Task directions — Render the material again word for word, skipping the pictures in it.

── Source material

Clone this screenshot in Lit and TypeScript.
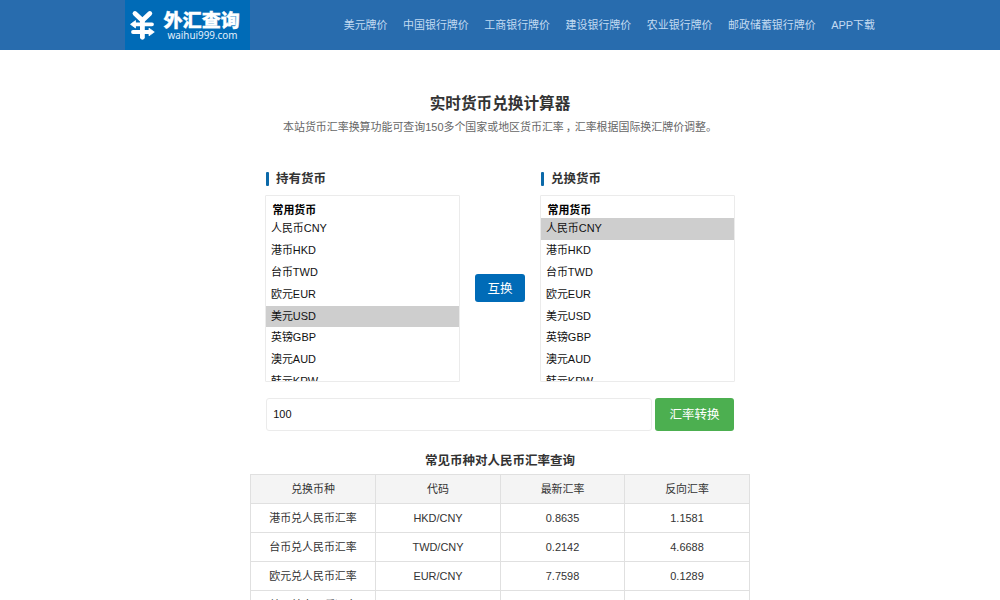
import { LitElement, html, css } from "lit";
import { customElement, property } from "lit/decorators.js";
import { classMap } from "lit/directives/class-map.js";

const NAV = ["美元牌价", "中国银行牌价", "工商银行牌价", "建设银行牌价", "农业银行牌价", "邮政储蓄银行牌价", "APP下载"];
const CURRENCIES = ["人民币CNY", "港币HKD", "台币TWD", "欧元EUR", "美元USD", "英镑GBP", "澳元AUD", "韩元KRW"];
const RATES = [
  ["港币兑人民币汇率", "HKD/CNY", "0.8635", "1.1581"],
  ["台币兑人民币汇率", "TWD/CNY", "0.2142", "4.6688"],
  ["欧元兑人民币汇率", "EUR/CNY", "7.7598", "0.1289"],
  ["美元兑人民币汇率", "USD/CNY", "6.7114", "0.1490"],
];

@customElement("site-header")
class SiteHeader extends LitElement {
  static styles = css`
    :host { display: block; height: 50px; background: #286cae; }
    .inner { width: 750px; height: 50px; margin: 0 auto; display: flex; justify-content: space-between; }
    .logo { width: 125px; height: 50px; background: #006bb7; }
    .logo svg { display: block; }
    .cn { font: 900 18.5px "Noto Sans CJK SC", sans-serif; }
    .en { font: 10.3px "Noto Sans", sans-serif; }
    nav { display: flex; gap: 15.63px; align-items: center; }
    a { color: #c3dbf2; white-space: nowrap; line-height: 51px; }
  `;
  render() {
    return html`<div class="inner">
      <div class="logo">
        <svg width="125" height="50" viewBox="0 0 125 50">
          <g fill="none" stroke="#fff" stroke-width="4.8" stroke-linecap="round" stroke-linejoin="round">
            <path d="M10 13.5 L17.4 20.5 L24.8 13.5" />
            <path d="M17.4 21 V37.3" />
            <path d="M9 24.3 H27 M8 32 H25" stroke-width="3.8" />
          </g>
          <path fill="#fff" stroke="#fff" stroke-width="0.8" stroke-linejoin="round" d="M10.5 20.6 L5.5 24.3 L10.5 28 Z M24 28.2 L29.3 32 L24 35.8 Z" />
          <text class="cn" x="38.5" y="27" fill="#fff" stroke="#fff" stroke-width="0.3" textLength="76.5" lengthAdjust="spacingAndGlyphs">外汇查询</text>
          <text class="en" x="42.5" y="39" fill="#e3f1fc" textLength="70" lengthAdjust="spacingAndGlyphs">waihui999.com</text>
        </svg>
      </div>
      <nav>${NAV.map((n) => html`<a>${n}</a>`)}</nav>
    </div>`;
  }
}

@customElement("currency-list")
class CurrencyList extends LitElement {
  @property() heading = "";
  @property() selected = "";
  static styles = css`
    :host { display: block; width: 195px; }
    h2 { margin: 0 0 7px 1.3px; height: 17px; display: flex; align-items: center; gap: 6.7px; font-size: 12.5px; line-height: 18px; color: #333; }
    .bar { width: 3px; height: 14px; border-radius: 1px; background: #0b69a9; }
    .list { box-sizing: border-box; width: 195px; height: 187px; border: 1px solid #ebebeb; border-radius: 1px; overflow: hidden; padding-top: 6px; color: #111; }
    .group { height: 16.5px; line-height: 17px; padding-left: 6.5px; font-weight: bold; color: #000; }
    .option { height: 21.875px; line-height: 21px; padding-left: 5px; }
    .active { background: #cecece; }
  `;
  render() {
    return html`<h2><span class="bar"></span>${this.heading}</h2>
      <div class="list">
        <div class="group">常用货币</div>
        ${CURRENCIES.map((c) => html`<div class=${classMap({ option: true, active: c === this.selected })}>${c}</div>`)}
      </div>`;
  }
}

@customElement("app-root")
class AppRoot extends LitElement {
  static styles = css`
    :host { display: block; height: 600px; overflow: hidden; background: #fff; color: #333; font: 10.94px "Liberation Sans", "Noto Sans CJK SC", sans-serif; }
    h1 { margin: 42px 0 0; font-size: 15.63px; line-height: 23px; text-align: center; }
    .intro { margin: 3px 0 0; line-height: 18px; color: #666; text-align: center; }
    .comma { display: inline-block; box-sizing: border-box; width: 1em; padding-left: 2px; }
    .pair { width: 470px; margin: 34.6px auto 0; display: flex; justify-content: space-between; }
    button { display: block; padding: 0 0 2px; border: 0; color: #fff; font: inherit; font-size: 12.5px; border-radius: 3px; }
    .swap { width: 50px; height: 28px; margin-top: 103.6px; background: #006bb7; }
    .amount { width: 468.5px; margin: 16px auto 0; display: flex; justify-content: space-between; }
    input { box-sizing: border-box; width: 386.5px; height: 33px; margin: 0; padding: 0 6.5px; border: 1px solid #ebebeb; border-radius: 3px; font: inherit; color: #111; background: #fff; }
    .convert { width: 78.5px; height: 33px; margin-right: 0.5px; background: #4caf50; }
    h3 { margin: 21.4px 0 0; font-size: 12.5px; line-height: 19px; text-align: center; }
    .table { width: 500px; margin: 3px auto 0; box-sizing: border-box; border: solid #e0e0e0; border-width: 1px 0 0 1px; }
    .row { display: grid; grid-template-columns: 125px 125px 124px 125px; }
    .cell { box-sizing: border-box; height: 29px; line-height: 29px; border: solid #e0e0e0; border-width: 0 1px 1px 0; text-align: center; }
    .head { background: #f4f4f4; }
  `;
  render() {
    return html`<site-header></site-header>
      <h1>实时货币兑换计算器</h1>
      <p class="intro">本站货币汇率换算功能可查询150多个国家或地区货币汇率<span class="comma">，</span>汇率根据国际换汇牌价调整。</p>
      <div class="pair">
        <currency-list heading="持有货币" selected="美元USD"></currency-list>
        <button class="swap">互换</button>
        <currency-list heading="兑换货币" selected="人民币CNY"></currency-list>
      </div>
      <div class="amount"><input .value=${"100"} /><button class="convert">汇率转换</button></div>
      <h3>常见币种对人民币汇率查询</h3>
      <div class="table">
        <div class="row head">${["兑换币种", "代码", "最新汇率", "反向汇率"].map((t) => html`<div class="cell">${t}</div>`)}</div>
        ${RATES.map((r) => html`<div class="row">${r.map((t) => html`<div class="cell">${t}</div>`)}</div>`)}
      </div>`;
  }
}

────

Problem solution —
Clone this screenshot in Lit and TypeScript.
import { LitElement, html, css } from "lit";
import { customElement, property } from "lit/decorators.js";
import { classMap } from "lit/directives/class-map.js";

const NAV = ["美元牌价", "中国银行牌价", "工商银行牌价", "建设银行牌价", "农业银行牌价", "邮政储蓄银行牌价", "APP下载"];
const CURRENCIES = ["人民币CNY", "港币HKD", "台币TWD", "欧元EUR", "美元USD", "英镑GBP", "澳元AUD", "韩元KRW"];
const RATES = [
  ["港币兑人民币汇率", "HKD/CNY", "0.8635", "1.1581"],
  ["台币兑人民币汇率", "TWD/CNY", "0.2142", "4.6688"],
  ["欧元兑人民币汇率", "EUR/CNY", "7.7598", "0.1289"],
  ["美元兑人民币汇率", "USD/CNY", "6.7114", "0.1490"],
];

@customElement("site-header")
class SiteHeader extends LitElement {
  static styles = css`
    :host { display: block; height: 50px; background: #286cae; }
    .inner { width: 750px; height: 50px; margin: 0 auto; display: flex; justify-content: space-between; }
    .logo { width: 125px; height: 50px; background: #006bb7; }
    .logo svg { display: block; }
    .cn { font: 900 18.5px "Noto Sans CJK SC", sans-serif; }
    .en { font: 10.3px "Noto Sans", sans-serif; }
    nav { display: flex; gap: 15.63px; align-items: center; }
    a { color: #c3dbf2; white-space: nowrap; line-height: 51px; }
  `;
  render() {
    return html`<div class="inner">
      <div class="logo">
        <svg width="125" height="50" viewBox="0 0 125 50">
          <g fill="none" stroke="#fff" stroke-width="4.8" stroke-linecap="round" stroke-linejoin="round">
            <path d="M10 13.5 L17.4 20.5 L24.8 13.5" />
            <path d="M17.4 21 V37.3" />
            <path d="M9 24.3 H27 M8 32 H25" stroke-width="3.8" />
          </g>
          <path fill="#fff" stroke="#fff" stroke-width="0.8" stroke-linejoin="round" d="M10.5 20.6 L5.5 24.3 L10.5 28 Z M24 28.2 L29.3 32 L24 35.8 Z" />
          <text class="cn" x="38.5" y="27" fill="#fff" stroke="#fff" stroke-width="0.3" textLength="76.5" lengthAdjust="spacingAndGlyphs">外汇查询</text>
          <text class="en" x="42.5" y="39" fill="#e3f1fc" textLength="70" lengthAdjust="spacingAndGlyphs">waihui999.com</text>
        </svg>
      </div>
      <nav>${NAV.map((n) => html`<a>${n}</a>`)}</nav>
    </div>`;
  }
}

@customElement("currency-list")
class CurrencyList extends LitElement {
  @property() heading = "";
  @property() selected = "";
  static styles = css`
    :host { display: block; width: 195px; }
    h2 { margin: 0 0 7px 1.3px; height: 17px; display: flex; align-items: center; gap: 6.7px; font-size: 12.5px; line-height: 18px; color: #333; }
    .bar { width: 3px; height: 14px; border-radius: 1px; background: #0b69a9; }
    .list { box-sizing: border-box; width: 195px; height: 187px; border: 1px solid #ebebeb; border-radius: 1px; overflow: hidden; padding-top: 6px; color: #111; }
    .group { height: 16.5px; line-height: 17px; padding-left: 6.5px; font-weight: bold; color: #000; }
    .option { height: 21.875px; line-height: 21px; padding-left: 5px; }
    .active { background: #cecece; }
  `;
  render() {
    return html`<h2><span class="bar"></span>${this.heading}</h2>
      <div class="list">
        <div class="group">常用货币</div>
        ${CURRENCIES.map((c) => html`<div class=${classMap({ option: true, active: c === this.selected })}>${c}</div>`)}
      </div>`;
  }
}

@customElement("app-root")
class AppRoot extends LitElement {
  static styles = css`
    :host { display: block; height: 600px; overflow: hidden; background: #fff; color: #333; font: 10.94px "Liberation Sans", "Noto Sans CJK SC", sans-serif; }
    h1 { margin: 42px 0 0; font-size: 15.63px; line-height: 23px; text-align: center; }
    .intro { margin: 3px 0 0; line-height: 18px; color: #666; text-align: center; }
    .comma { display: inline-block; box-sizing: border-box; width: 1em; padding-left: 2px; }
    .pair { width: 470px; margin: 34.6px auto 0; display: flex; justify-content: space-between; }
    button { display: block; padding: 0 0 2px; border: 0; color: #fff; font: inherit; font-size: 12.5px; border-radius: 3px; }
    .swap { width: 50px; height: 28px; margin-top: 103.6px; background: #006bb7; }
    .amount { width: 468.5px; margin: 16px auto 0; display: flex; justify-content: space-between; }
    input { box-sizing: border-box; width: 386.5px; height: 33px; margin: 0; padding: 0 6.5px; border: 1px solid #ebebeb; border-radius: 3px; font: inherit; color: #111; background: #fff; }
    .convert { width: 78.5px; height: 33px; margin-right: 0.5px; background: #4caf50; }
    h3 { margin: 21.4px 0 0; font-size: 12.5px; line-height: 19px; text-align: center; }
    .table { width: 500px; margin: 3px auto 0; box-sizing: border-box; border: solid #e0e0e0; border-width: 1px 0 0 1px; }
    .row { display: grid; grid-template-columns: 125px 125px 124px 125px; }
    .cell { box-sizing: border-box; height: 29px; line-height: 29px; border: solid #e0e0e0; border-width: 0 1px 1px 0; text-align: center; }
    .head { background: #f4f4f4; }
  `;
  render() {
    return html`<site-header></site-header>
      <h1>实时货币兑换计算器</h1>
      <p class="intro">本站货币汇率换算功能可查询150多个国家或地区货币汇率<span class="comma">，</span>汇率根据国际换汇牌价调整。</p>
      <div class="pair">
        <currency-list heading="持有货币" selected="美元USD"></currency-list>
        <button class="swap">互换</button>
        <currency-list heading="兑换货币" selected="人民币CNY"></currency-list>
      </div>
      <div class="amount"><input .value=${"100"} /><button class="convert">汇率转换</button></div>
      <h3>常见币种对人民币汇率查询</h3>
      <div class="table">
        <div class="row head">${["兑换币种", "代码", "最新汇率", "反向汇率"].map((t) => html`<div class="cell">${t}</div>`)}</div>
        ${RATES.map((r) => html`<div class="row">${r.map((t) => html`<div class="cell">${t}</div>`)}</div>`)}
      </div>`;
  }
}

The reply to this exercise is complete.